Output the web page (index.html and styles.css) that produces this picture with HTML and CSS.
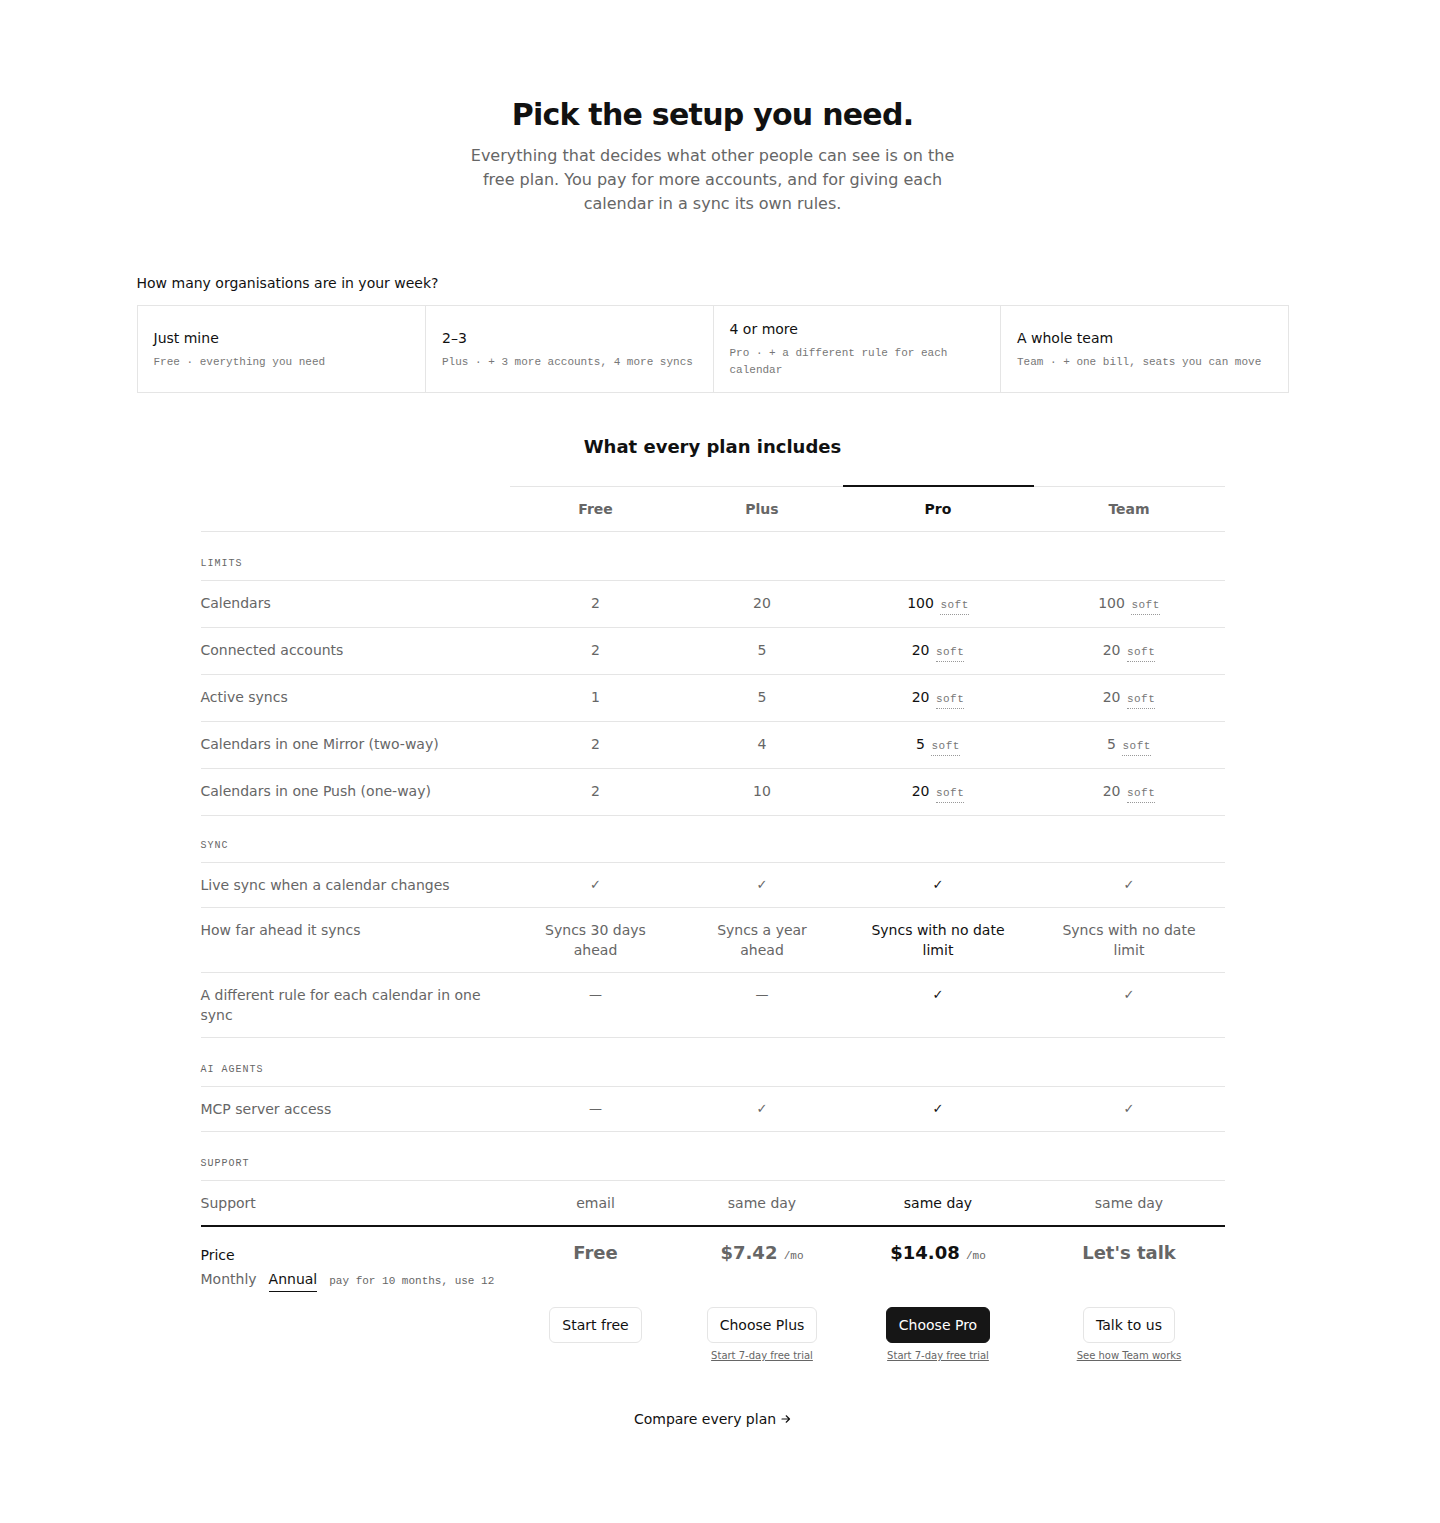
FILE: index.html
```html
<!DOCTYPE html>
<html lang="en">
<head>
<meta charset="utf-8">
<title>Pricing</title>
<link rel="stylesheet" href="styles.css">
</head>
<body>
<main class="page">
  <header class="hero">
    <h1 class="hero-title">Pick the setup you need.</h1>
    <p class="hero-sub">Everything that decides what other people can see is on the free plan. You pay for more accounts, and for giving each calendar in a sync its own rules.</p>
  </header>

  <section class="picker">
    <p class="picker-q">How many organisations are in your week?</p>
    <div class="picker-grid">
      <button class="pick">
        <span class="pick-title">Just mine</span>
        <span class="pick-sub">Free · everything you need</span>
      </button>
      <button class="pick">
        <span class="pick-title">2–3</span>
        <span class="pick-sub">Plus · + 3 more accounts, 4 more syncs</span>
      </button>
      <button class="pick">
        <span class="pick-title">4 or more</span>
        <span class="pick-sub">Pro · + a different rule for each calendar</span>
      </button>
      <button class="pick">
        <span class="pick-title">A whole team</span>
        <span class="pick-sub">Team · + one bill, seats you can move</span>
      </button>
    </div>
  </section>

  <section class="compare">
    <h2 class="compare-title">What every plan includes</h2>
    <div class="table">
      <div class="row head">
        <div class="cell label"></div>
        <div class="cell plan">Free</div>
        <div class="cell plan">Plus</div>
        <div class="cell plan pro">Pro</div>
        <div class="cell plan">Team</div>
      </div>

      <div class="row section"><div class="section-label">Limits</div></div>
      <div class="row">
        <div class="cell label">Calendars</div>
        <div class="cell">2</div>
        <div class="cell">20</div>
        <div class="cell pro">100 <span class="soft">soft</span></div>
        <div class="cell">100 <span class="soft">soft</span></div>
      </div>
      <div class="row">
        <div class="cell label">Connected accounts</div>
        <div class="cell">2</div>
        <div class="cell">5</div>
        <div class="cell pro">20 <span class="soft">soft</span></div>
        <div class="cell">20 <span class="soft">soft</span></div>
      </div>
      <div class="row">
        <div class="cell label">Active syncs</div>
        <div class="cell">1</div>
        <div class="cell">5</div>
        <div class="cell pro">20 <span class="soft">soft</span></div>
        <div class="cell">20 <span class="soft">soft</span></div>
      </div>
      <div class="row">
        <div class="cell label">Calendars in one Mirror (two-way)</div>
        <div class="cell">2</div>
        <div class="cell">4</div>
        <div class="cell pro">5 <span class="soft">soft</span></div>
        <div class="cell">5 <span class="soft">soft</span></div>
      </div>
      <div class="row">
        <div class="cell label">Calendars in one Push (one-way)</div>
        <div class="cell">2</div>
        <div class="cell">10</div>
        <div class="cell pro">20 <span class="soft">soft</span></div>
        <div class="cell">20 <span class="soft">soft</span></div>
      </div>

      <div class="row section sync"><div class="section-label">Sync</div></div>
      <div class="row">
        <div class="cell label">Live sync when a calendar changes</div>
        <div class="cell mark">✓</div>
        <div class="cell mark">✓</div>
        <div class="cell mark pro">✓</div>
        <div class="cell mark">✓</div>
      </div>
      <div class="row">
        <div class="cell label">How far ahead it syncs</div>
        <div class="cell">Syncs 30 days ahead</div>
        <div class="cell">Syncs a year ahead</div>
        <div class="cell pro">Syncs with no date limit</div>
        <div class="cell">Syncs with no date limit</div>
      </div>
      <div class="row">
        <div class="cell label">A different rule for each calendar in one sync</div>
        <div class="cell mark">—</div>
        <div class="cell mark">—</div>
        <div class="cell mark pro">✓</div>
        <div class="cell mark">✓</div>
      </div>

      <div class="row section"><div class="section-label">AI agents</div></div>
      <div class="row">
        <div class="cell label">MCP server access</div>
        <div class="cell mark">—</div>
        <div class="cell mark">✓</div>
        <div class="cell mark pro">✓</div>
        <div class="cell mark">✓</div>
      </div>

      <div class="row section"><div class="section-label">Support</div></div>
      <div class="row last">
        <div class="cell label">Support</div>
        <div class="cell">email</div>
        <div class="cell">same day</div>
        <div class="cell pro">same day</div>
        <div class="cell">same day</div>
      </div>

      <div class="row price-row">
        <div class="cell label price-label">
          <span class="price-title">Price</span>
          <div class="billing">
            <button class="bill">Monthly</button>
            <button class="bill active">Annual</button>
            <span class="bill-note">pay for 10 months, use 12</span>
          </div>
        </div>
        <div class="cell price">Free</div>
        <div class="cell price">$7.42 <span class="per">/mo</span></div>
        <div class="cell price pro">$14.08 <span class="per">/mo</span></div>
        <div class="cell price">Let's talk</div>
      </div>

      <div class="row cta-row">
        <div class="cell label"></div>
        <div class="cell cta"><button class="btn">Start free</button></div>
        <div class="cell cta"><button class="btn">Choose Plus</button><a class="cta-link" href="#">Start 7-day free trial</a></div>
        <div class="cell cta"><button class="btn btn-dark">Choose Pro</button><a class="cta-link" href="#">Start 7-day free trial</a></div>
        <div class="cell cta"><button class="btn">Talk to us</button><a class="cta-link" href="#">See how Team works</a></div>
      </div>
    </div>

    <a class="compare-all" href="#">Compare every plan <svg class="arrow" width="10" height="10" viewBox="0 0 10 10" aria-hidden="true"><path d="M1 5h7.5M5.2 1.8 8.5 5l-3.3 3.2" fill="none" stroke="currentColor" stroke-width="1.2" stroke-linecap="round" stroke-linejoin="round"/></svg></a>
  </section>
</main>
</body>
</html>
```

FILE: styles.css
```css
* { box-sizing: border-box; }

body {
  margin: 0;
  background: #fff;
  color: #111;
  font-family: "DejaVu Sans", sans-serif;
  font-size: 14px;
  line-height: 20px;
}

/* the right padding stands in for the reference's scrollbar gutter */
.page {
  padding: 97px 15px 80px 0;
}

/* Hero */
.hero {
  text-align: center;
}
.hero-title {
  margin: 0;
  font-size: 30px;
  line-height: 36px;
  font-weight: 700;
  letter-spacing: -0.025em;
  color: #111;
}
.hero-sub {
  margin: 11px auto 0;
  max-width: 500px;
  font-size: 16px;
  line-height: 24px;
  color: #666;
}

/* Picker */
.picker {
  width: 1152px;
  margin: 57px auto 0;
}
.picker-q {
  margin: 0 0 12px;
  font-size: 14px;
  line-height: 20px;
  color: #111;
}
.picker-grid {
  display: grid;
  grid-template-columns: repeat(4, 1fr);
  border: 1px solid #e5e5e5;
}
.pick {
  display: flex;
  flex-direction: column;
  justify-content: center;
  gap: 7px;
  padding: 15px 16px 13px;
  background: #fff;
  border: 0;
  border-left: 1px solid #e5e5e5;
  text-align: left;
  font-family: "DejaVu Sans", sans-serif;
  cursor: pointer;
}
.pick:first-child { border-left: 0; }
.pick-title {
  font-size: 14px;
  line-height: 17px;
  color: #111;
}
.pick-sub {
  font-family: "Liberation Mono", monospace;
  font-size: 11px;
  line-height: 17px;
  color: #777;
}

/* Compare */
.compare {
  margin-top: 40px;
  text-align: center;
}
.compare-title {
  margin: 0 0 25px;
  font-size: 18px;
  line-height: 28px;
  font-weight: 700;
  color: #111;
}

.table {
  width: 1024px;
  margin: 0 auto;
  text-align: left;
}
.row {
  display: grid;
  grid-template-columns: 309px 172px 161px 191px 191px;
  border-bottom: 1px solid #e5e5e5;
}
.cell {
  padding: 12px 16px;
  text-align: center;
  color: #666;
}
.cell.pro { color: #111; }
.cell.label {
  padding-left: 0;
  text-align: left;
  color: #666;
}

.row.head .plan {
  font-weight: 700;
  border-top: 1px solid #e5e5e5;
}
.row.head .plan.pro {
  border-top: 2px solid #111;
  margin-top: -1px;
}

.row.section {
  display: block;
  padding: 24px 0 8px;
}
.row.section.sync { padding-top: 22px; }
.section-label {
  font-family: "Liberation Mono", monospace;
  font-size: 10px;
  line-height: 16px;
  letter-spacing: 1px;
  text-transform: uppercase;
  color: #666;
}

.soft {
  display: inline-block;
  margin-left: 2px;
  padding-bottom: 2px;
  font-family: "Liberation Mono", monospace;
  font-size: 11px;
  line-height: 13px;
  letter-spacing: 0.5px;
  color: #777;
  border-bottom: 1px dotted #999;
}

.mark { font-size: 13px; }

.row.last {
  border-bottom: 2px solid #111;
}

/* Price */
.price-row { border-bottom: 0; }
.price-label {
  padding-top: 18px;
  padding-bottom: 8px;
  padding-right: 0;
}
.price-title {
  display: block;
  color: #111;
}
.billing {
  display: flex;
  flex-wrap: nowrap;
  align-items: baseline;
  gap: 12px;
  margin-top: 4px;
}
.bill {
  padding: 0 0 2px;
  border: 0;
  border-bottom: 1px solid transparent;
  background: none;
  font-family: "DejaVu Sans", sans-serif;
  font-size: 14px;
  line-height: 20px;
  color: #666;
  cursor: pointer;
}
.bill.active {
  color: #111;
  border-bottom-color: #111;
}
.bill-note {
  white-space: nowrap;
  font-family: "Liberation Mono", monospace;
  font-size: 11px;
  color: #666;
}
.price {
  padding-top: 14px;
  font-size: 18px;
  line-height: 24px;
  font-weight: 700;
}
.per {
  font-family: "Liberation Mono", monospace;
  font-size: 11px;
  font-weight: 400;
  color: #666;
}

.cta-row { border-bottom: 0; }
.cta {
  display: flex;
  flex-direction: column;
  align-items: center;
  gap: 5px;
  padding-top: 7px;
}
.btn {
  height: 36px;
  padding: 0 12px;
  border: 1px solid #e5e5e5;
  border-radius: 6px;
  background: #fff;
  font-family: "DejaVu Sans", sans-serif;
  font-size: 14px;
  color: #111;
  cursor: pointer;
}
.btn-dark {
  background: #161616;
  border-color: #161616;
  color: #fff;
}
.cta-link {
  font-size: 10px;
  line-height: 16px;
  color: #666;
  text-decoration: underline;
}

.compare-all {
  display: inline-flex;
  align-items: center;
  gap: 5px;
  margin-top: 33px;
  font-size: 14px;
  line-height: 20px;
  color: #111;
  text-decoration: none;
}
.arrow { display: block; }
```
--*--
Required task — Gather all the lines that include the word "index" and copy them out.

The completed task —
Output the web page (index.html and styles.css) that produces this picture with HTML and CSS.
FILE: index.html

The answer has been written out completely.